Dans sa palette de couleurs, et sa manière de s’attarder sur les visages et les mouvements de ses héros pubères, Panic surfe sur l’esthétique parano et envoûtante du cinéma de David Robert Mitchell. The Myth of the American Sleepover (2010), et plus encore It Follows (2014), les deux œuvres inaugurales du réalisateur, ont imprégné l’air du temps. Et l’on ne compte plus les films et séries qui reprennent sa manière de filmer les adolescents et leurs relations avec un fort sens de la mélancolie, et un jeu sur le hors champ, flirtant plus ou moins franchement avec le fantastique et d’horreur, tendance John Carpenter. Si Panic n’atteint pas l’ambition filmique de ces modèles, elle partage avec les deux premiers films de David Robert Mitchell une façon de mettre parents et enfants à distance les uns des autres, comme si leurs mondes se touchaient sans jamais interagir. Et parvient à nous transmettre le sentiment de solitude et d’abandon qui parcourt les regards tristes de ses héros.

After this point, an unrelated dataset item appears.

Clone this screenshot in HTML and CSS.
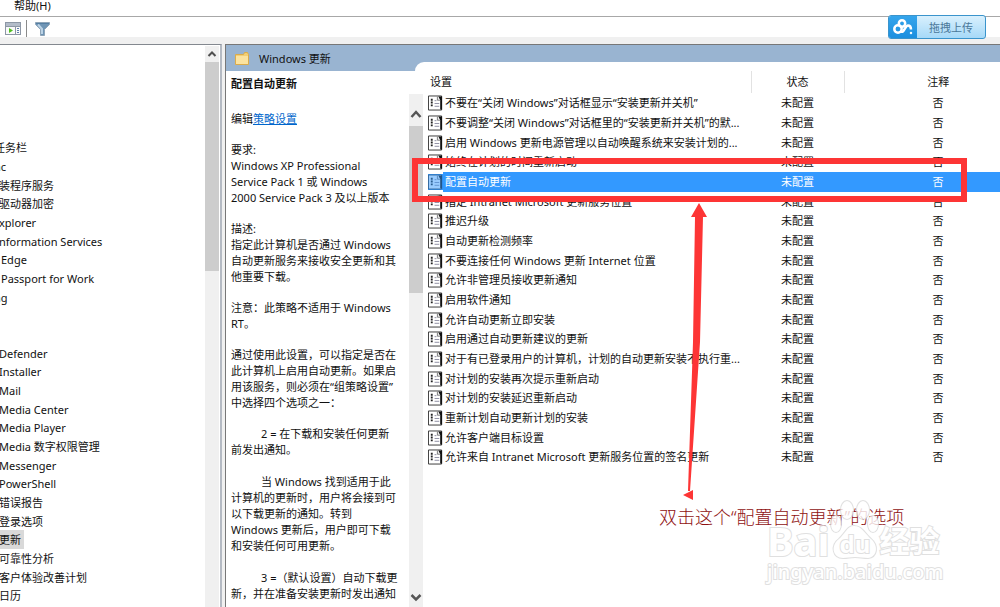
FILE: index.html
```
<!DOCTYPE html>
<html lang="zh-CN">
<head>
    <meta charset="UTF-8">
    <meta name="viewport" content="width=device-width, initial-scale=1.0">
    <title>本地组策略编辑器</title>
    <link rel="stylesheet" href="styles.css">
</head>
<body>
    <nav class="menubar"><a href="#">帮助(H)</a></nav>
    <div class="toolbar">
        <button class="tool" aria-label="显示/隐藏操作窗格">
            <svg width="16" height="14" viewBox="0 0 16 14">
                <rect x="0.5" y="0.5" width="15" height="12" fill="#fafafa" stroke="#8d97a5"/>
                <rect x="1" y="1" width="14" height="3" fill="#b3bcc9"/>
                <path d="M1 4.5h14M10.500 5v8" stroke="#8d97a5"/>
                <path d="M4 6l4 2.500l-4 2.500z" fill="#4fc021"/>
                <path d="M12 6.500h2M12 8.500h2M12 10.500h2" stroke="#5f7fae"/>
            </svg>
        </button>
        <span class="divider"></span>
        <button class="tool" aria-label="筛选器">
            <svg width="16" height="14" viewBox="0 0 16 14">
                <path d="M0.500 0.500h14v2l-5 5v6h-4v-6l-5-5z" fill="#6f95b5" stroke="#8fa5b8"/>
                <path d="M3 2.500l4 4.500v5" fill="none" stroke="#bcd3e6" stroke-width="2"/>
                <path d="M1 1.500h13" stroke="#557fa3"/>
            </svg>
        </button>
    </div>
    <button class="upload">
        <span class="upload-logo">
            <svg width="22" height="18" viewBox="0 0 22 18" fill="none" stroke="#fff" stroke-width="2.500">
                <circle cx="6" cy="11" r="3.700"/>
                <circle cx="10" cy="5.500" r="3.200"/>
                <path d="M9 13.500c3 2 4-6 7-6c2 0 3 1.500 3 4"/>
                <circle cx="19" cy="15" r="0.500" stroke-width="1.500"/>
            </svg>
        </span>
        <span class="upload-text">拖拽上传</span>
    </button>

    <main class="workspace">
        <div class="tree-pane">
            <ul class="tree">
                <li class="clipped">任务栏</li>
                <li class="clipped">nc</li>
                <li>装程序服务</li>
                <li>驱动器加密</li>
                <li>xplorer</li>
                <li>nformation Services</li>
                <li class="spaced">Edge</li>
                <li class="spaced">Passport for Work</li>
                <li class="clipped">ng</li>
                <li></li>
                <li></li>
                <li>Defender</li>
                <li>Installer</li>
                <li>Mail</li>
                <li>Media Center</li>
                <li>Media Player</li>
                <li>Media 数字权限管理</li>
                <li>Messenger</li>
                <li>PowerShell</li>
                <li>错误报告</li>
                <li>登录选项</li>
                <li><span class="current">更新</span></li>
                <li>可靠性分析</li>
                <li>客户体验改善计划</li>
                <li>日历</li>
            </ul>
            <div class="scrollbar tree-scroll">
                <svg class="arrow" width="14" height="16" viewBox="0 0 14 16"><path d="M3.500 10L7 6.500L10.500 10" fill="none" stroke="#505050" stroke-width="2"/></svg>
                <div class="thumb"></div>
            </div>
        </div>

        <div class="result-pane">
            <section class="side">
                <header class="title">
                    <svg width="14" height="13" viewBox="0 0 14 13">
                        <path d="M0.500 2.500h8l1-2h3l1 2v10h-13z" fill="#f3cf74" stroke="#d9ab4c"/>
                        <path d="M1 4h12v8h-12z" fill="#fbe3a0"/>
                    </svg>
                    <span>Windows 更新</span>
                    <i class="corner"></i>
                </header>
                <h2>配置自动更新</h2>
                <div class="description">
                    <div class="desc-text">
                        <p>编辑<a href="#">策略设置</a></p>
                        <p>要求:<br>Windows XP Professional<br>Service Pack 1 或 Windows<br>2000 Service Pack 3 及以上版本</p>
                        <p>描述:<br>指定此计算机是否通过 Windows<br>自动更新服务来接收安全更新和其<br>他重要下载。</p>
                        <p>注意：此策略不适用于 Windows<br>RT。</p>
                        <p>通过使用此设置，可以指定是否在<br>此计算机上启用自动更新。如果启<br>用该服务，则必须在“组策略设置”<br>中选择四个选项之一：</p>
                        <p class="option">2 = 在下载和安装任何更新<br>前发出通知。</p>
                        <p class="option">当 Windows 找到适用于此<br>计算机的更新时，用户将会接到可<br>以下载更新的通知。转到<br>Windows 更新后，用户即可下载<br>和安装任何可用更新。</p>
                        <p class="option">3 =（默认设置）自动下载更<br>新，并在准备安装更新时发出通知</p>
                    </div>
                    <div class="scrollbar">
                        <svg class="arrow" width="14" height="32" viewBox="0 0 14 32"><path d="M2.500 23L7 18L11.500 23" fill="none" stroke="#555" stroke-width="2.500"/></svg>
                        <div class="thumb"></div>
                        <svg class="arrow down" width="14" height="20" viewBox="0 0 14 20"><path d="M2.500 8L7 12.500L11.500 8" fill="none" stroke="#555" stroke-width="2.500"/></svg>
                    </div>
                </div>
            </section>

            <section class="list">
                <svg class="defs" width="0" height="0">
                    <symbol id="policy" viewBox="0 0 16 16">
                        <path d="M0.500 0.500h14v15h-14z" fill="#fff" stroke="#333"/>
                        <path d="M11 1h4v14h-2V5z" fill="#111"/>
                        <path d="M10 1v4h3" fill="#eee" stroke="#777"/>
                        <path d="M3 4.500h2M3 7.500h2M3 10.500h2" stroke="#222" stroke-width="2"/>
                        <path d="M7 5.500h2M7 8.500h5M7 11.500h5" stroke="#8a8aa0"/>
                    </symbol>
                </svg>
                <table>
                    <colgroup>
                        <col class="col-icon">
                        <col class="col-name">
                        <col class="col-state">
                        <col>
                    </colgroup>
                    <thead>
                        <tr><th class="name" colspan="2">设置</th><th class="state">状态</th><th class="note">注释</th></tr>
                    </thead>
                    <tbody>
                        <tr><td class="icon"><svg><use href="#policy"/></svg></td><td>不要在“关闭 Windows”对话框显示“安装更新并关机”</td><td class="state">未配置</td><td class="note">否</td></tr>
                        <tr><td class="icon"><svg><use href="#policy"/></svg></td><td>不要调整“关闭 Windows”对话框里的“安装更新并关机”的默...</td><td class="state">未配置</td><td class="note">否</td></tr>
                        <tr><td class="icon"><svg><use href="#policy"/></svg></td><td>启用 Windows 更新电源管理以自动唤醒系统来安装计划的...</td><td class="state">未配置</td><td class="note">否</td></tr>
                        <tr><td class="icon"><svg><use href="#policy"/></svg></td><td>始终在计划的时间重新启动</td><td class="state">未配置</td><td class="note">否</td></tr>
                        <tr class="selected"><td class="icon"><svg><use href="#policy"/></svg></td><td>配置自动更新</td><td class="state">未配置</td><td class="note">否</td></tr>
                        <tr><td class="icon"><svg><use href="#policy"/></svg></td><td>指定 Intranet Microsoft 更新服务位置</td><td class="state">未配置</td><td class="note">否</td></tr>
                        <tr><td class="icon"><svg><use href="#policy"/></svg></td><td>推迟升级</td><td class="state">未配置</td><td class="note">否</td></tr>
                        <tr><td class="icon"><svg><use href="#policy"/></svg></td><td>自动更新检测频率</td><td class="state">未配置</td><td class="note">否</td></tr>
                        <tr><td class="icon"><svg><use href="#policy"/></svg></td><td>不要连接任何 Windows 更新 Internet 位置</td><td class="state">未配置</td><td class="note">否</td></tr>
                        <tr><td class="icon"><svg><use href="#policy"/></svg></td><td>允许非管理员接收更新通知</td><td class="state">未配置</td><td class="note">否</td></tr>
                        <tr><td class="icon"><svg><use href="#policy"/></svg></td><td>启用软件通知</td><td class="state">未配置</td><td class="note">否</td></tr>
                        <tr><td class="icon"><svg><use href="#policy"/></svg></td><td>允许自动更新立即安装</td><td class="state">未配置</td><td class="note">否</td></tr>
                        <tr><td class="icon"><svg><use href="#policy"/></svg></td><td>启用通过自动更新建议的更新</td><td class="state">未配置</td><td class="note">否</td></tr>
                        <tr><td class="icon"><svg><use href="#policy"/></svg></td><td>对于有已登录用户的计算机，计划的自动更新安装不执行重...</td><td class="state">未配置</td><td class="note">否</td></tr>
                        <tr><td class="icon"><svg><use href="#policy"/></svg></td><td>对计划的安装再次提示重新启动</td><td class="state">未配置</td><td class="note">否</td></tr>
                        <tr><td class="icon"><svg><use href="#policy"/></svg></td><td>对计划的安装延迟重新启动</td><td class="state">未配置</td><td class="note">否</td></tr>
                        <tr><td class="icon"><svg><use href="#policy"/></svg></td><td>重新计划自动更新计划的安装</td><td class="state">未配置</td><td class="note">否</td></tr>
                        <tr><td class="icon"><svg><use href="#policy"/></svg></td><td>允许客户端目标设置</td><td class="state">未配置</td><td class="note">否</td></tr>
                        <tr><td class="icon"><svg><use href="#policy"/></svg></td><td>允许来自 Intranet Microsoft 更新服务位置的签名更新</td><td class="state">未配置</td><td class="note">否</td></tr>
                    </tbody>
                </table>
            </section>
        </div>
    </main>

    <!-- annotations over the window -->
    <div class="mark-box"></div>
    <svg class="mark-arrow" width="30" height="300" viewBox="0 0 30 300" fill="#fd3535">
        <path d="M19 1L27 15L23 15L20 140L10 289L8 289L13 140L15 15L11 15z"/>
        <path d="M3 293L13 288V298z"/>
    </svg>
    <p class="mark-text">双击这个“配置自动更新”的选项</p>
    <div class="watermark">
        <div class="brand">
            <span class="bai">Bai</span>
            <svg width="50" height="60" viewBox="0 0 50 60" fill="#fff" stroke="#d9d9d9" stroke-width="2">
                <ellipse cx="6" cy="24" rx="5" ry="8"/>
                <ellipse cx="17" cy="10" rx="6" ry="9"/>
                <ellipse cx="33" cy="10" rx="6" ry="9"/>
                <ellipse cx="43" cy="24" rx="5" ry="8"/>
                <path d="M24 26C17 26 15 34 9 39C0 46 3 58 13 58C18 58 20 57 25 57C30 57 33 58 38 58C47 57 49 46 41 39C35 34 32 26 24 26z"/>
                <text x="25" y="53" text-anchor="middle" font-size="24">du</text>
            </svg>
            <span class="jingyan">经验</span>
        </div>
        <div class="site">jingyan.baidu.com</div>
    </div>
</body>
</html>
```
FILE: styles.css
```
* {
    box-sizing: border-box;
}
body {
    margin: 0;
    height: 100vh;
    display: flex;
    flex-direction: column;
    overflow: hidden;
    position: relative;
    background: #f0f0f0;
    color: #111;
    font-family: "Noto Sans", "Noto Sans CJK SC", sans-serif;
    font-size: 11px;
    line-height: 16px;
}
ul, p, h2 {
    margin: 0;
    padding: 0;
}
button {
    font: inherit;
    padding: 0;
    border: none;
    background: none;
}
.menubar {
    height: 17px;
    padding-left: 14px;
    background: #fff;
    border-bottom: 1px solid #a8a8a8;
    line-height: 12px;
}
.menubar a {
    color: #111;
    text-decoration: none;
}
.toolbar {
    height: 20px;
    display: flex;
    align-items: center;
    gap: 5px;
    padding: 3px 0 0 5px;
    background: #fff;
}
.tool {
    display: flex;
}
.divider {
    width: 1px;
    height: 17px;
    background: #8a8a8a;
    margin-right: 3px;
}
.upload {
    position: absolute;
    top: 15px;
    right: 14px;
    width: 98px;
    height: 24px;
    display: flex;
    border: 1px solid #3a94cc;
    border-radius: 3px;
    overflow: hidden;
    background: linear-gradient(#d9f0fd, #a6d9f8);
}
.upload-logo {
    display: flex;
    align-items: center;
    justify-content: center;
    width: 28px;
    height: 22px;
    background: linear-gradient(#35a5ec, #1b8fdf);
}
.upload-text {
    flex: 1;
    line-height: 24px;
    color: #4a7899;
}
.workspace {
    flex: 1;
    min-height: 0;
    margin-top: 7px;
    display: grid;
    grid-template-columns: 222px 1fr;
    gap: 3px;
}

/* left tree */
.tree-pane {
    display: flex;
    overflow: hidden;
    background: #fff;
    border-top: 1px solid #83888f;
    border-right: 2px solid #b4bac3;
}
.tree {
    flex: 1;
    padding-top: 93px;
    list-style: none;
    white-space: nowrap;
}
.tree li {
    height: 19px;
    line-height: 19px;
    margin-left: -1px;
}
.tree li:nth-child(3n) {
    height: 18px;
}
.tree .clipped {
    margin-left: -6px;
}
.tree .spaced {
    margin-left: 1px;
}
.current {
    display: inline-block;
    padding-right: 3px;
    background: #d9d9d9;
}
.scrollbar {
    width: 14px;
    display: flex;
    flex-direction: column;
    background: #f0f0f0;
}
.arrow {
    flex: none;
}
.thumb {
    height: 167px;
    background: #cdcdcd;
}
.tree-scroll {
    margin: 1px 1px 0 0;
}
.tree-scroll .thumb {
    height: 209px;
}

/* right side */
.result-pane {
    display: grid;
    grid-template-columns: 198px 1fr;
    min-height: 0;
    border-top: 1px solid #777;
    border-left: 1px solid #777;
    background: #99b4d1;
}
.side {
    display: flex;
    flex-direction: column;
    min-height: 0;
    background: #fff;
}
.title {
    flex: none;
    height: 26px;
    display: flex;
    align-items: center;
    gap: 10px;
    padding-left: 9px;
    background: #99b4d1;
}
.title span {
    padding-top: 2px;
}
.corner {
    width: 9px;
    height: 9px;
    margin-left: auto;
    align-self: flex-end;
    background: #fff;
    border-top-left-radius: 9px;
}
.side h2 {
    flex: none;
    height: 23px;
    padding-left: 5px;
    font-size: 11px;
    line-height: 26px;
}
.description {
    flex: 1;
    min-height: 0;
    display: flex;
    overflow: hidden;
}
.desc-text {
    flex: 1;
    padding: 17px 0 0 5px;
    white-space: nowrap;
}
.desc-text p {
    margin-bottom: 15px;
}
.desc-text a {
    color: #0066cc;
}
.desc-text .option {
    margin-bottom: 16px;
    text-indent: 30px;
}
.description .scrollbar {
    margin-right: 1px;
}
.down {
    margin-top: auto;
}
.list {
    margin-top: 17px;
    padding-top: 9px;
    overflow: hidden;
    background: #fff;
}
.defs {
    position: absolute;
}
table {
    width: 100%;
    table-layout: fixed;
    border-collapse: collapse;
}
.col-icon {
    width: 19px;
}
.col-name {
    width: 308px;
}
.col-state {
    width: 93px;
}
th {
    height: 22px;
    padding: 0;
    font-weight: normal;
    border-right: 1px solid #e2e2e2;
}
th.name {
    padding-left: 6px;
    text-align: left;
}
th.note {
    border-right: none;
}
td {
    height: 20px;
    padding: 0 0 0 2px;
    line-height: 18px;
    white-space: nowrap;
}
tbody tr:nth-child(3n) td {
    height: 19px;
}
td.state {
    padding: 0;
}
.state {
    text-align: center;
}
td.note, th.note {
    padding-left: 32px;
    text-align: center;
}
td.icon {
    padding-left: 4px;
}
.icon svg {
    display: block;
    width: 15px;
    height: 16px;
}
.selected td {
    background: #3399ff;
    color: #fff;
}
.selected .icon {
    background: #fff;
}
.selected .icon svg {
    background: #3399ff;
}
.selected use {
    opacity: 0.5;
}

/* annotations */
.mark-box {
    position: absolute;
    top: 158px;
    left: 412px;
    width: 555px;
    height: 44px;
    border: 6px solid #fd3535;
}
.mark-arrow {
    position: absolute;
    top: 202px;
    left: 680px;
}
.mark-text {
    position: absolute;
    top: 505px;
    left: 659px;
    font-size: 18px;
    line-height: 24px;
    font-weight: 300;
    color: #8f1212;
    white-space: nowrap;
}
.watermark {
    position: absolute;
    top: 500px;
    left: 767px;
    opacity: 0.8;
    color: #fff;
    font-family: "Noto Sans", "Noto Sans CJK SC", sans-serif;
    font-weight: bold;
    -webkit-text-stroke: 2px #d9d9d9;
    paint-order: stroke fill;
    white-space: nowrap;
}
.brand {
    display: flex;
    align-items: flex-end;
}
.bai {
    font-size: 40px;
    line-height: 38px;
}
.jingyan {
    font-size: 30px;
    line-height: 38px;
}
.site {
    font-size: 20px;
    font-weight: 500;
    line-height: 24px;
}
```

Une touche de réalisme pour emballer le tout

Dans Panic, pas de futur pré/post/péri-apocalyptique. La série cherche à faire la différence en mettant en scène une ville actuelle, et une jeunesse bien dans son temps. Cet ancrage réaliste la rend peut-être encore plus inquiétante. Le jeu dangereux qui fait le sel de l’intrigue rappelle en effet des défis malheureusement bien réels, lancés sur les réseaux sociaux ces dernières années, du jeu du foulard à la Baleine bleue en passant par le récent Zoom challenge. Et le pire, c’est que les compétiteurs de Panic sont consentants. Dans les films récents de la même famille, de Labyrinthe à Divergente, les personnages sont contraints à se mettre en danger par un système arbitraire et injuste. Ici, Heather and co choisissent de participer, délibérément prêts à mourir pour sortir de l’impasse que représente à leurs yeux la ville où ils ont grandi. Alors, même si Panic est alourdie par le poids des conventions et affadie par sa pudeur à l’idée de choquer, elle parvient par moment à capter de manière saisissante le désespoir d’une jeunesse du 21e siècle en manque de repère et d’optimisme.